Jakarta (ANTARA News) - Lapisan tipis mikroorganisme yang berada pada kulit memainkan peran penting dalam penyembuhan luka, demikian hasil studi terbaru yang dipresentasikan peneliti senior, Dr Matthew Hardman dari University of Manchester Healing Foundation Centre.

"Studi ini memberikan kita pemahaman lebih baik soal jenis spesies bakteri dalam kulit yang luka, lalu bagaimana sel-sel kita merespons bakteri serta bagaimana interaksi itu dapat memengaruhi penyembuhan," ujar Dr Hardman, seperti dilansir Medical News Today.

Untuk keperluan studi, para peneliti membandingkan bakteri di kulit dari orang-orang yang memiliki luka kronis dan orang yang lukanya telah sembuh.

Mereka menemukan adanya perbedaan dalam koloni bakteri dari kedua kelompok orang ini. Menurut peneliti, temuan ini menunjukkan mungkin ada pola bakteri tertentu untuk luka yang tidak kunjung sembuh .

Di samping itu, para peneliti juga melakukan percobaan pada tikus untuk menemukan alasan mengapa sejumlah luka dapat sembuh sementara luka lainnya tidak.

Dari percobaan ini, mereka menemukan tikus yang mengalami mutasi gen tertentu memiliki lebih banyak bakteri berbahaya dan sembuh lebih lama dibandingkan tikus dengan gen yang normal.

Gen tersebut telah diketahui memiliki hubungan dengan penyakit Crohn dan dikenal dapat membantu mengidentifikasi sel-sel dan reaksinya pada bakteri.

"Secara bersama-sama, penelitian kami pada manusia dan tikus memberikan bukti yang baik soal mikrobioma kulit memiliki efek langsung soal bagaimana kita dapat sembuh (dari luka)," kata Dr Hardman.

Ia mengatakan dengan mempelajari lebih banyak tentang bakteri kulit mungkin pihaknya dapat membantu dokter memutuskan perawatan yang sesuai untuk mengatasi bakteri berbahaya tanpa memengaruhi bakteri yang menguntungkan.

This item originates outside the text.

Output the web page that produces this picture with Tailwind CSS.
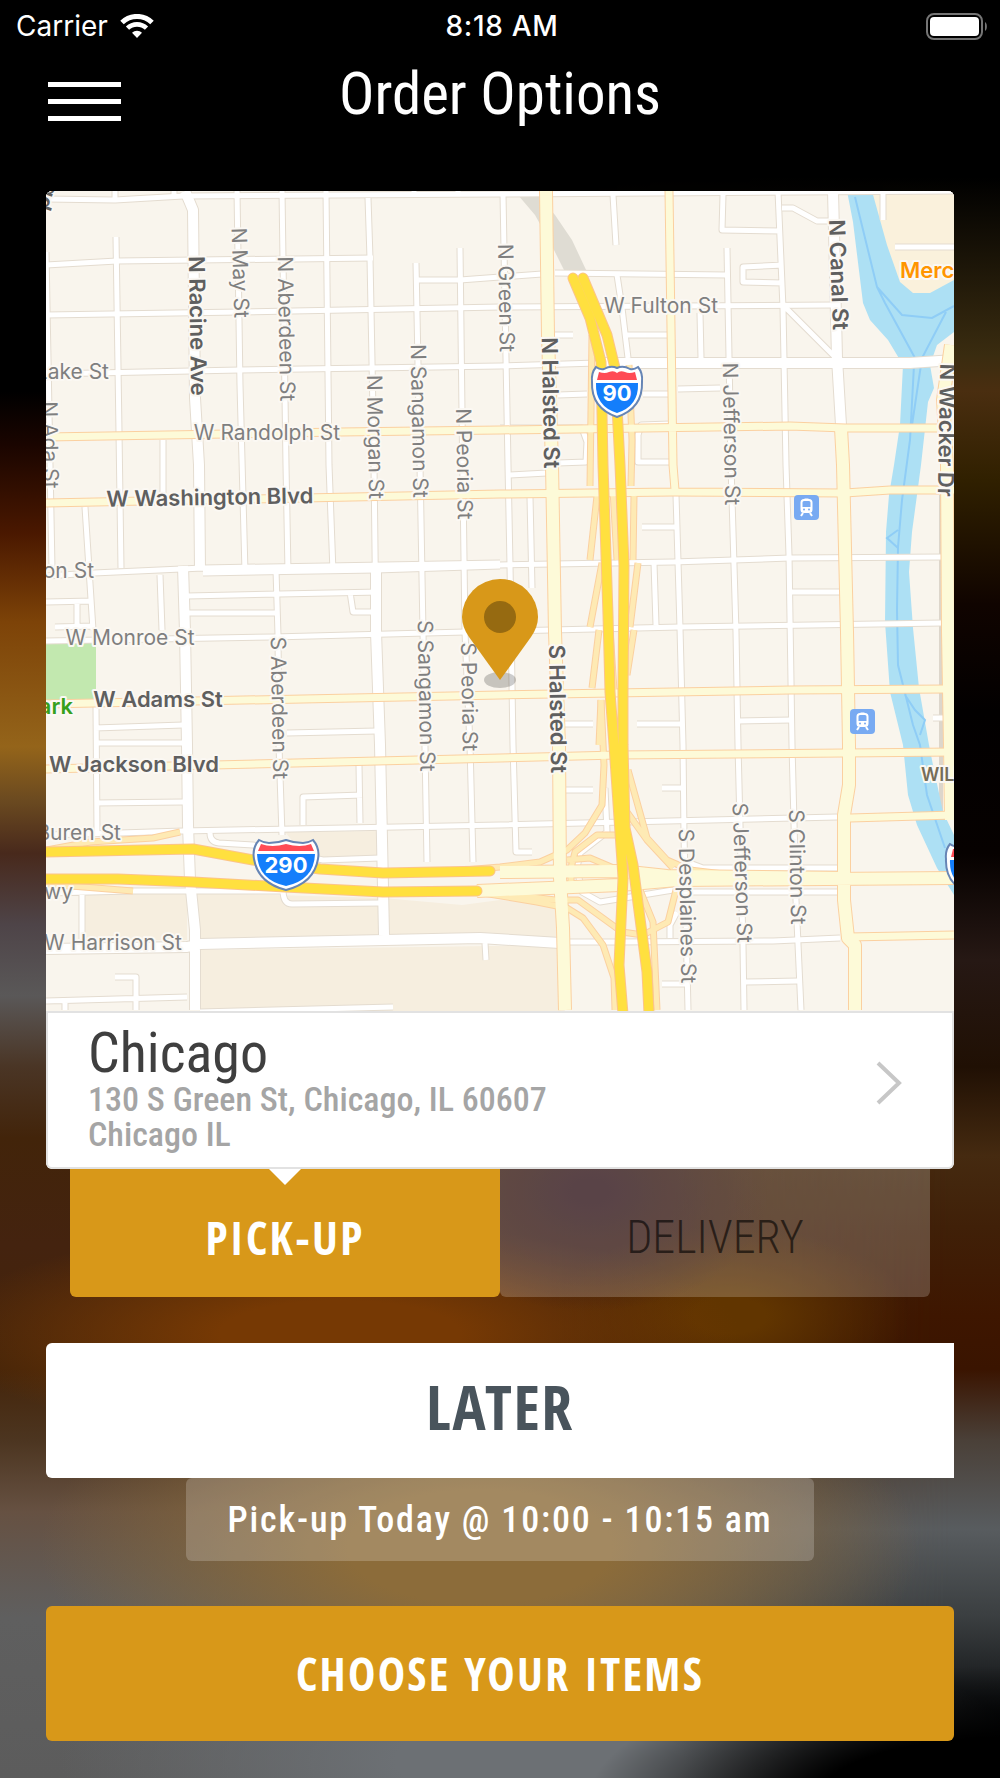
<!DOCTYPE html>
<html lang="en">
<head>
    <meta charset="UTF-8">
    <meta name="viewport" content="width=device-width, initial-scale=1.0">
    <script src="https://cdn.jsdelivr.net/npm/@tailwindcss/browser@4"></script>
    <title>Order Options</title>
</head>
<body class="bg-black">
<div class="relative isolate min-h-screen overflow-hidden font-['Roboto_Condensed','Roboto',sans-serif] text-white">

    <!-- Blurred backdrop -->
    <div class="absolute inset-0 -z-10 bg-[linear-gradient(to_bottom,#000_22%,#1a0500_25%,#4a1800_30%,#7d4308_35%,#94641a_42%,#6b4a20_45%,#48291c_48%,#4e4448_52%,#5a5858_56%,#4a3525_60%,#42240a_64%,#44230f_70%,#442409_77%,#4c3520_81%,#665142_85%,#5f5f5f_91%,#5c5c5c_100%)]"></div>
    <div class="absolute inset-0 -z-10 bg-[linear-gradient(to_bottom,#000_10%,#3a2c10_20%,#4a2e10_22%,#302000_27%,#100400_34%,#020000_40%,#060100_48%,#261814_54%,#201004_60%,#452a10_65%,#402008_69%,#3e1600_74%,#3a1400_77%,#4a4038_81%,#585c5f_86%,#3a3e40_91%,#101214_96%,#000_100%)] mask-[linear-gradient(to_right,transparent_55%,#000_95%)]"></div>
    <div class="absolute inset-0 -z-10 bg-[radial-gradient(ellipse_420px_130px_at_101%_101%,#000_45%,transparent_100%),radial-gradient(ellipse_180px_120px_at_59%_67%,#30151a_10%,transparent_100%),radial-gradient(ellipse_400px_110px_at_34%_75%,#763904_30%,transparent_100%),radial-gradient(ellipse_180px_90px_at_73%_74%,#613500_20%,transparent_100%),radial-gradient(ellipse_440px_190px_at_48%_87%,#8c6c3a_30%,transparent_100%),radial-gradient(ellipse_480px_150px_at_54%_99%,#6c7074_30%,transparent_100%)]"></div>

    <div class="grid grid-cols-3 items-center px-4 pt-3 pr-3 font-['Inter',sans-serif] text-[28px] leading-7">
        <div class="flex items-center gap-3">
            <span>Carrier</span>
            <svg class="w-[34px] h-6" viewBox="0 0 34 24" fill="none" stroke="#fff" aria-label="Wi-Fi">
                <path d="M2 8.5a21.5 21.5 0 0 1 30 0" stroke-width="5"/>
                <path d="M7.5 14.2a13.6 13.6 0 0 1 19 0" stroke-width="4.6"/>
                <path d="M17 24l-5-5.2a7.2 7.2 0 0 1 10 0z" fill="#fff" stroke="none"/>
            </svg>
        </div>
        <div class="text-center font-medium tracking-wide">8:18 AM</div>
        <svg class="ml-auto w-[62px] h-[27px]" viewBox="0 0 62 27" aria-label="Battery full">
            <rect x="1" y="1" width="55" height="25" rx="7" fill="none" stroke="#757575" stroke-width="2"/>
            <rect x="4" y="4" width="49" height="19" rx="4" fill="#fff"/>
            <path d="M59 9c2.500 1 2.500 8 0 9z" fill="#757575"/>
        </svg>
    </div>

    <header class="relative flex h-[151px] items-start justify-center pt-[18px]">
        <button type="button" aria-label="Menu" class="absolute left-12 top-[42px] flex flex-col gap-3">
            <span class="block h-[5px] w-[73px] bg-white"></span>
            <span class="block h-[5px] w-[73px] bg-white"></span>
            <span class="block h-[5px] w-[73px] bg-white"></span>
        </button>
        <h1 class="text-[59px] leading-[72px]">Order Options</h1>
    </header>

    <main class="px-[46px] pb-9">
        <section class="overflow-hidden rounded-md bg-white">
            <svg class="block h-auto w-full" viewBox="46 191 908 820" font-family="Inter, sans-serif" aria-label="Map of the West Loop, Chicago">
                <defs>
                    <g id="minor" fill="none" stroke-linejoin="round">
                        <path d="M46 199L115 200L183 196L500 194L954 191M46 265L117 261L373 258M46 315L240 312L500 307L833 305M46 374L240 370L500 366L597 363M415 280H460L542 274M555 273L727 275"/>
                        <path d="M115 191V200M174 191V197M116 237L119 432L121 568M237 191L240 385L245 572M282 191L286 465L288 572M326 191L329 465L333 572M368 198L370 258L374 465L376 632M416 263L420 465L423 632L427 862M460 248L462 412L465 632L470 745L473 862M163 440V499M46 252L50 465L52 568M414 191V196M458 191V196"/>
                        <path d="M503 194L506 358L508 465L510 565L513 745L516 852H532M613 195L616 245M723 195L722 230L782 231M778 191L783 308L786 465L789 555L792 745L796 900L801 1010M782 208H793L817 221H830M727 248L731 465L736 632L738 745L743 945L744 1010M783 265L743 267V282L783 283M617 275L622 308L628 358M627 335H667M700 313L701 358M785 307L835 357"/>
                        <path d="M676 495L680 628L683 745L684 835L688 1010M883 191V220M895 247H954M530 497L532 588M642 527H677M654 563L656 625M792 592H840M563 724H593M637 724H682M738 721L792 720M933 718H947M510 475L547 473M555 335H573M558 395L587 394M643 394H668M678 389L720 388"/>
                        <path d="M500 428H582L587 442L586 462L558 463M670 424L641 425L638 435V462H670M565 790H593M662 788H682M662 984H687M745 982L798 981M555 942H617L773 941L840 938"/>
                        <path d="M46 576L94 573L203 568L500 563M203 573L376 570L500 566M500 565L673 562L790 558L943 557M46 641L273 637L465 632L680 627L943 623M46 835L120 833L183 831L500 825L837 817"/>
                        <path d="M46 602L93 601M77 603V627M55 627L93 626M85 507L93 630M160 575L162 630M187 596L380 592M187 613H278M276 570L278 635L279 745L282 835M350 592L353 612H380M95 728L183 725M287 733L377 731M96 707L97 833M95 743H183M95 803L183 802M303 825V797L362 795M359 765L360 823"/>
                        <path d="M210 833Q210 842 219 843L253 845L323 860L380 858M283 890Q283 904 292 904L380 903M46 893L133 891H285M82 895V940M485 943L486 960M115 977H136V1010M46 1001L187 997M65 1001V1010M200 1012L393 1007"/>
                        <path d="M605 788L607 832L580 853L577 868L582 892L600 902L673 890M687 862L703 868H840M687 892H840M670 938V925L677 912"/>
                    </g>
                    <g id="wide" fill="none" stroke-linejoin="round">
                        <path d="M185 191L193 210L195 398L199 465L200 570M183 566L185 632L187 745L188 825L190 880L195 930V1010M376 565L376 632L380 745L384 935M833 191L837 358L841 425M597 363H838L910 363L954 360M46 949L187 947L200 944L480 938L560 943"/>
                    </g>
                    <g id="main" fill="none" stroke-linejoin="round">
                        <path d="M46 503L500 494L673 492L845 493L890 490H954M46 704L500 695L790 690L947 689M46 769L500 758L617 755L954 752M669 191L673 465L675 490M46 437L340 432L500 430L790 426L845 428H937M850 818L954 815M848 937L954 935"/>
                    </g>
                    <g id="arterial" fill="none" stroke-linejoin="round">
                        <path d="M546 191L548 335L552 465L555 632L559 745L560 878L563 928L565 1010"/>
                        <path d="M951 345L943 400L947 465L948 632L950 745L951 820M500 872L620 871L667 876L843 878M477 891L500 890L620 885L677 880L954 878M841 428L843 465L847 632L849 745V785L844 815V900L848 938L855 945V1010"/>
                    </g>
                    <g id="ramps" fill="none" stroke-linejoin="round">
                        <path d="M592 335L590 486M629 365L632 440L631 486M597 496L590 560M634 496L633 560M613 490L617 560M602 563L590 627M638 563L630 627M599 630L592 688M634 630L627 675M610 630L614 690M601 700L599 745"/>
                        <path d="M601 700L604 765L602 805L585 833L567 850L540 862L500 867L440 872M628 770L647 838L667 860L690 870L740 876M627 812L647 840L673 868M615 835H597L575 852L571 868V882M567 860L590 858L623 872"/>
                        <path d="M477 892L537 902L567 908L583 918L603 945L614 978L615 1010M500 893L555 900H578L622 932L643 935L668 922L676 890M638 885L653 922L657 1010M46 850L90 842L153 838L180 832M46 884L133 891"/>
                    </g>
                    <g id="freeway" fill="none" stroke-linejoin="round" stroke-linecap="round">
                        <path d="M573 278L590 318L601 362L603 465L608 615L610 692L614 745L622 862L623 878L619 965L623 1014M583 278L607 335L615 368L620 465L624 565L623 692V745L625 828L633 865L647 972L649 1014"/>
                        <path d="M40 852L193 849L253 860L320 869L383 873L490 871M40 879H118L193 882L285 887L383 892L477 891"/>
                    </g>
                    <path id="shield" d="M-21-24Q-17-21-13-22Q-6-26 0-23Q6-26 13-22Q17-21 21-24Q26-18 25-9Q26 17 0 26Q-26 17-25-9Q-26-18-21-24z"/>
                    <g id="station">
                        <rect width="25" height="25" rx="4" fill="#78aaf2"/>
                        <rect x="7.500" y="5" width="10" height="12" rx="2.500" fill="none" stroke="#fff" stroke-width="2"/>
                        <path d="M7 12h11v5H7zM10.500 3.500h4v2h-4z" fill="#fff"/>
                        <circle cx="10" cy="14.500" r="1" fill="#78aaf2"/>
                        <circle cx="15" cy="14.500" r="1" fill="#78aaf2"/>
                        <path d="M9 18l-2 3M16 18l2 3" stroke="#fff" stroke-width="2"/>
                    </g>
                </defs>

                <rect x="46" y="191" width="908" height="820" fill="#f9f5ed"/>
                <path d="M85 893L187 892V940H85zM197 893L383 898L462 905L500 900L560 905V940L200 945zM200 950L560 945L565 1011H200zM285 832L378 831V857L323 859L300 850z" fill="#f6eedf"/>
                <path d="M866 191H954V290L913 296L885 280z" fill="#faf1dc"/>
                <path d="M46 641H96V703H46z" fill="#c2e8af"/>
                <path d="M941 495V820" stroke="#ddd6cb" stroke-width="4"/>
                <path d="M518 195H538L555 215L572 240L587 272H565L550 242L535 215z" fill="#dfdcd3"/>

                <!-- River -->
                <path d="M847 191L853 222L863 303L870 320L888 340L903 365L900 425L894 465L889 495L886 532L885 622L890 692L903 745L908 795L917 825L937 868L954 895V835L943 812L933 765L929 745L919 688L913 628L909 572L912 532L917 495L921 465L928 402L934 388L930 365L937 345L954 332V280L930 293H913L900 282L887 245L872 191z" fill="#ade0f4"/>
                <path d="M855 197L877 287L885 303L915 358L914 365L910 440L902 500L898 547L897 610L898 665L908 705L913 725L920 745L927 795L945 848M877 287L902 315L932 318L954 306M946 312L922 358L912 425M898 530L887 538L898 548M905 695L915 710L925 720L920 735" fill="none" stroke="#8fcdf6" stroke-width="2"/>

                <!-- Streets: casing first, then fill -->
                <g stroke="#e4dcd0">
                    <use href="#minor" stroke-width="7"/>
                    <use href="#wide" stroke-width="12"/>
                </g>
                <g stroke="#fff">
                    <use href="#minor" stroke-width="5"/>
                    <use href="#wide" stroke-width="10"/>
                </g>
                <g stroke="#fbd0a0">
                    <use href="#ramps" stroke-width="7"/>
                    <use href="#main" stroke-width="9"/>
                    <use href="#arterial" stroke-width="14"/>
                </g>
                <use href="#ramps" stroke="#feeab4" stroke-width="5"/>
                <use href="#main" stroke="#fdfad8" stroke-width="7"/>
                <use href="#arterial" stroke="#fdfad8" stroke-width="12"/>
                <use href="#freeway" stroke="#fcc48a" stroke-width="11"/>
                <use href="#freeway" stroke="#ffe03f" stroke-width="9"/>

                <!-- Street names -->
                <g font-size="21" fill="#7f7f7f" stroke="#fbf8f3" stroke-width="4" stroke-linejoin="round" paint-order="stroke" text-anchor="middle">
                    <text transform="translate(233 273) rotate(88)">N May St</text>
                    <text transform="translate(279 329) rotate(89)">N Aberdeen St</text>
                    <text transform="translate(499 298) rotate(89)">N Green St</text>
                    <text transform="translate(724 434) rotate(89)">N Jefferson St</text>
                    <text transform="translate(368 437) rotate(89)">N Morgan St</text>
                    <text transform="translate(412 421) rotate(89)">N Sangamon St</text>
                    <text transform="translate(457 464) rotate(89)">N Peoria St</text>
                    <text transform="translate(43 445) rotate(89)">N Ada St</text>
                    <text transform="translate(272 708) rotate(89)">S Aberdeen St</text>
                    <text transform="translate(419 696) rotate(89)">S Sangamon St</text>
                    <text transform="translate(462 697) rotate(89)">S Peoria St</text>
                    <text transform="translate(680 906) rotate(89)">S Desplaines St</text>
                    <text transform="translate(735 873) rotate(88)">S Jefferson St</text>
                    <text transform="translate(790 867) rotate(89)">S Clinton St</text>
                    <text x="661" y="313">W Fulton St</text>
                    <text x="267" y="440">W Randolph St</text>
                    <text x="130" y="645">W Monroe St</text>
                    <text x="113" y="950">W Harrison St</text>
                    <g text-anchor="end">
                        <text x="109" y="379">Lake St</text>
                        <text x="94" y="578">W Madison St</text>
                        <text x="121" y="840">W Van Buren St</text>
                        <text x="73" y="899">Expwy</text>
                    </g>
                    <g fill="#5f5f5f" font-weight="600" font-size="22">
                        <text transform="translate(190 326) rotate(89)">N Racine Ave</text>
                        <text transform="translate(543 403) rotate(89)">N Halsted St</text>
                        <text transform="translate(550 709) rotate(89)">S Halsted St</text>
                        <text transform="translate(831 275) rotate(88)">N Canal St</text>
                        <text transform="translate(939 430) rotate(91)">N Wacker Dr</text>
                        <text transform="translate(43 186) rotate(110)">Ogd</text>
                        <text x="210" y="505" transform="rotate(-1 210 505)">W Washington Blvd</text>
                        <text x="158" y="707">W Adams St</text>
                        <text x="134" y="772">W Jackson Blvd</text>
                    </g>
                    <text x="73" y="714" fill="#37a01c" font-weight="600" font-size="22" text-anchor="end">Park</text>
                    <text x="900" y="278" fill="#ff9500" font-weight="600" font-size="22" text-anchor="start">Merc</text>
                    <text x="921" y="781" fill="#756d58" font-size="18" font-weight="600" text-anchor="start">WILLIS</text>
                </g>

                <!-- Interstate shields -->
                <g font-weight="700" font-size="22" fill="#fff" text-anchor="middle">
                    <g transform="translate(617 391)">
                        <use href="#shield" fill="#fff" stroke="#6685b5" stroke-width="2"/>
                        <path d="M-20-11H20L18-19Q12-17 8-19Q3-21 0-18Q-3-21-8-19Q-12-17-18-19z" fill="#ff4b55"/>
                        <path d="M-21-8H21Q22 15 0 22Q-22 15-21-8z" fill="#147efb"/>
                        <text y="10">90</text>
                    </g>
                    <g transform="translate(286 864)">
                        <path d="M-27-24Q-22-21-17-21Q-8-21 0-24Q8-21 17-21Q22-21 27-24Q34-16 32-5Q28 19 0 26Q-28 19-32-5Q-34-16-27-24z" fill="#fff" stroke="#6685b5" stroke-width="2"/>
                        <path d="M-28-13H28L25-20Q14-16 0-20Q-14-16-25-20z" fill="#ff4b55"/>
                        <path d="M-29-10H29Q28 16 0 22Q-28 16-29-10z" fill="#147efb"/>
                        <text y="9">290</text>
                    </g>
                    <g transform="translate(971 868)">
                        <use href="#shield" fill="#fff" stroke="#6685b5" stroke-width="2"/>
                        <path d="M-20-11H20L18-19H-18z" fill="#ff4b55"/>
                        <path d="M-21-8H21Q22 15 0 22Q-22 15-21-8z" fill="#147efb"/>
                    </g>
                </g>

                <use href="#station" x="794" y="495"/>
                <use href="#station" x="850" y="709"/>

                <!-- Restaurant pin -->
                <ellipse cx="500" cy="680" rx="16" ry="8" fill="#000" fill-opacity=".2"/>
                <path d="M500 680L469 637Q462 627 462 617a38 38 0 0 1 76 0Q538 627 531 637z" fill="#d89819"/>
                <circle cx="500" cy="617" r="16" fill="#966a11"/>
            </svg>

            <a href="#" class="flex items-start justify-between rounded-b-md border-2 border-[#e2e2e2] pt-3 pb-[15px] pl-10 pr-[50px]">
                <span class="block">
                    <span class="block text-[56px] leading-[57px] text-[#3f3f3f]">Chicago</span>
                    <span class="block text-[34px] font-medium leading-[35px] text-[#a5a5a5]">130 S Green St, Chicago, IL 60607<br>Chicago IL</span>
                </span>
                <svg class="mt-9 h-11 w-[26px]" viewBox="0 0 26 44" fill="none" stroke="#c7c7c7" stroke-width="4">
                    <path d="M2 2l21 20L2 42"/>
                </svg>
            </a>
        </section>

        <div class="mx-6 grid grid-cols-2">
            <button type="button" aria-pressed="true" class="relative h-32 rounded-b-md bg-[#d89819] pt-2 font-['Open_Sans_Condensed','Roboto_Condensed',sans-serif] text-[46px] font-bold tracking-wider">
                <svg class="absolute left-1/2 top-0 -ml-4 h-4 w-8" viewBox="0 0 32 16" fill="#fff"><path d="M0 0h32L16 16z"/></svg>
                PICK-UP
            </button>
            <button type="button" aria-pressed="false" class="h-32 rounded-b-md bg-white/20 pt-2 text-[46px] font-light text-black/60">DELIVERY</button>
        </div>

        <button type="button" class="mt-[46px] block h-[135px] w-full rounded-l-md bg-white pb-2 font-['Open_Sans_Condensed','Roboto_Condensed',sans-serif] text-[62px] font-bold tracking-wide text-[#49545c]">LATER</button>
        <p class="mx-[140px] flex h-[83px] items-center justify-center rounded-md bg-white/20 text-[36px] font-medium tracking-wider">Pick-up Today @ 10:00 - 10:15 am</p>
        <button type="button" class="mt-[45px] block h-[135px] w-full rounded-md bg-[#d89819] font-['Open_Sans_Condensed','Roboto_Condensed',sans-serif] text-[46px] font-bold tracking-wider">CHOOSE YOUR ITEMS</button>
    </main>
</div>
</body>
</html>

Para peneliti dalam studi studi ini berharap temuan ini akan dapat membantu menangani luka kronis di kalangan lansia.

Menurut mereka, sekitar satu dari 20 orang lansia mengalami luka yang tidak pernah sembuh. Luka yang kronis ini merupakan masalah kesehatan yang sering diakibatkan oleh penyakit diabetes atau sirkulasi darah yang buruk.

Dr Hardman mengatakan, luka tersebut dapat bertahan selama bertahun-tahun tak tersembuhkan.

Penelitian Dr Hardman tersebut telah dipresentasikan pada pertemuan Experimental Biology 2014 pertemuan di San Diego, CA , 28 April lalu.